▶ Dataset excerpt:
------------

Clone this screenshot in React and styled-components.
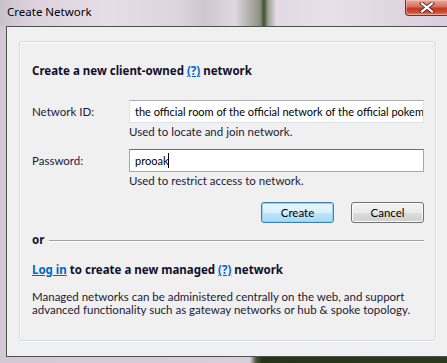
import React from 'react'
import styled, { createGlobalStyle } from 'styled-components';

const GlobalStyle = createGlobalStyle`
html, body {
    margin: 0;
    padding: 0;
    width: 447px;
    height: 363px;
    overflow: hidden;
    background: #2b3b20;
}
`

const CloseGlyph = () => (
    <svg width="16" height="11" viewBox="0 0 16 11">
        <path d="M3 1.5 L13 9.5 M13 1.5 L3 9.5" stroke="#5a2a24" strokeWidth="4" strokeLinecap="square"/>
        <path d="M3 1.5 L13 9.5 M13 1.5 L3 9.5" stroke="#ffffff" strokeWidth="2.2" strokeLinecap="square"/>
    </svg>
)

const App = () => {
    return (
        <Window>
            <GlobalStyle/>
            <TitleBar>
                <Title>Create Network</Title>
                <CloseButton><CloseGlyph/></CloseButton>
            </TitleBar>

            <Frame>
                <Client>
                    <Panel>
                        <Heading>Create a new client-owned <Link>(?)</Link> network</Heading>

                        <Form>
                            <Label>Network ID:</Label>
                            <TextBox>the official room of the official network of the official pokem</TextBox>
                            <span/>
                            <Hint>Used to locate and join network.</Hint>

                            <Label spaced>Password:</Label>
                            <TextBox spaced focused>prooak<Caret/></TextBox>
                            <span/>
                            <Hint>Used to restrict access to network.</Hint>
                        </Form>

                        <Buttons>
                            <Button primary>Create</Button>
                            <Button>Cancel</Button>
                        </Buttons>

                        <OrRow>
                            <span>or</span>
                            <Rule/>
                        </OrRow>

                        <Heading login><Link>Log in</Link> to create a new managed <Link>(?)</Link> network</Heading>

                        <Paragraph>
                            Managed networks can be administered centrally on the web, and support<br/>
                            advanced functionality such as gateway networks or hub &amp; spoke topology.
                        </Paragraph>
                    </Panel>
                </Client>
            </Frame>
        </Window>
    )
}

export default App

const Window = styled.div`
width: 447px;
height: 363px;
display: flex;
flex-direction: column;
overflow: hidden;
font-family: Lato, 'Noto Sans', sans-serif;
font-size: 11.5px;
color: #1a1a38;
background: linear-gradient(90deg, #d4c8d6 0, #d8cdda 250px, #4a5a36 256px, #24331a 262px, #2a3a1e 447px);
`

const TitleBar = styled.div`
height: 26px;
flex-shrink: 0;
display: flex;
justify-content: space-between;
align-items: flex-start;
background: linear-gradient(90deg, #c9c1ca 0, #dcd2de 30px, #e6dde8 110px, #ddd3df 180px, #cfc6d1 205px, #e0d7e2 235px, #8d9280 260px, #3f5230 264px, #9aa08e 268px, #e2d9e4 276px, #e7dfe9 330px, #ded5e1 400px, #d9cfdc 447px);
`

const Title = styled.div`
padding: 4px 0 0 7px;
font-family: 'Noto Sans', sans-serif;
font-size: 11.5px;
line-height: 16px;
color: #000;
`

const CloseButton = styled.div`
width: 44px;
height: 16px;
margin-right: -2px;
box-sizing: border-box;
display: flex;
align-items: center;
justify-content: center;
border: 1px solid #6e3028;
border-top: none;
border-radius: 0 0 4px 4px;
background: linear-gradient(180deg, #e9a99c 0, #d8705c 45%, #c23a22 55%, #cc4a2c 80%, #e5836a 100%);
box-shadow: inset 0 0 0 1px rgba(255, 210, 200, 0.5);
`

const Frame = styled.div`
flex: 1;
display: flex;
flex-direction: column;
padding: 0 0 6px 6px;
`

const Client = styled.div`
flex: 1;
display: flex;
flex-direction: column;
margin-right: -3px;
background: #f0f0f0;
border: 1px solid #505050;
border-right: none;
`

const Panel = styled.div`
flex: 1;
margin: 14px 14px 15px 12px;
padding: 21px 11px 0 12px;
border: 1px solid #d3dce2;
border-radius: 3px;
box-shadow: inset 1px 1px 0 #fbfbfb, 1px 1px 0 #fbfbfb;
`

const Heading = styled.div`
font-family: 'Noto Sans', sans-serif;
font-size: 11.5px;
font-weight: bold;
line-height: 16px;
color: #10102a;
margin-top: ${props => props.login ? '15px' : '0'};
`

const Link = styled.span`
color: #0066cc;
text-decoration: underline;
`

const Form = styled.div`
display: grid;
grid-template-columns: 97px 1fr;
align-items: center;
margin-top: 21px;
`

const Label = styled.div`
line-height: 16px;
margin-top: ${props => props.spaced ? '10px' : '0'};
`

const TextBox = styled.div`
height: 23px;
box-sizing: border-box;
padding: 0 3px 0 5px;
margin-top: ${props => props.spaced ? '10px' : '0'};
font-size: 11px;
line-height: 21px;
white-space: nowrap;
overflow: hidden;
background: #fff;
color: #000;
border: 1px solid ${props => props.focused ? '#7fb1de' : '#dde3e9'};
border-top-color: ${props => props.focused ? '#3d7bad' : '#abadb3'};
`

const Caret = styled.span`
display: inline-block;
width: 1px;
height: 15px;
background: #000;
vertical-align: -3px;
`

const Hint = styled.div`
line-height: 14px;
margin-top: 2px;
`

const Buttons = styled.div`
display: flex;
justify-content: flex-end;
gap: 17px;
margin-top: 14px;
`

const Button = styled.div`
width: 73px;
height: 21px;
box-sizing: border-box;
display: flex;
align-items: center;
justify-content: center;
border-radius: 3px;
color: #000;
border: 1px solid ${props => props.primary ? '#3c7fb1' : '#707070'};
background: ${props => props.primary
    ? 'linear-gradient(180deg, #eaf6fd 0, #d9f0fc 50%, #bee6fd 51%, #a7d9f5 100%)'
    : 'linear-gradient(180deg, #f2f2f2 0, #ebebeb 50%, #dddddd 51%, #cfcfcf 100%)'};
box-shadow: inset 0 0 0 1px ${props => props.primary ? '#98d1ef' : '#fcfcfc'};
`

const OrRow = styled.div`
display: flex;
align-items: center;
gap: 5px;
margin-top: 10px;
font-family: 'Noto Sans', sans-serif;
font-weight: bold;
line-height: 14px;
color: #10102a;
`

const Rule = styled.div`
flex: 1;
height: 1px;
background: #a0a0a0;
box-shadow: 0 1px 0 #fff;
`

const Paragraph = styled.div`
margin-top: 12px;
line-height: 13px;
white-space: nowrap;
`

------------

▶ Directions for this task: Please extract exactly the lines of the data, from the first through the line containing "<Heading>Create a new", and add no pictures to the copy.

▶ Task solution:
Clone this screenshot in React and styled-components.
import React from 'react'
import styled, { createGlobalStyle } from 'styled-components';

const GlobalStyle = createGlobalStyle`
html, body {
    margin: 0;
    padding: 0;
    width: 447px;
    height: 363px;
    overflow: hidden;
    background: #2b3b20;
}
`

const CloseGlyph = () => (
    <svg width="16" height="11" viewBox="0 0 16 11">
        <path d="M3 1.5 L13 9.5 M13 1.5 L3 9.5" stroke="#5a2a24" strokeWidth="4" strokeLinecap="square"/>
        <path d="M3 1.5 L13 9.5 M13 1.5 L3 9.5" stroke="#ffffff" strokeWidth="2.2" strokeLinecap="square"/>
    </svg>
)

const App = () => {
    return (
        <Window>
            <GlobalStyle/>
            <TitleBar>
                <Title>Create Network</Title>
                <CloseButton><CloseGlyph/></CloseButton>
            </TitleBar>

            <Frame>
                <Client>
                    <Panel>
                        <Heading>Create a new client-owned <Link>(?)</Link> network</Heading>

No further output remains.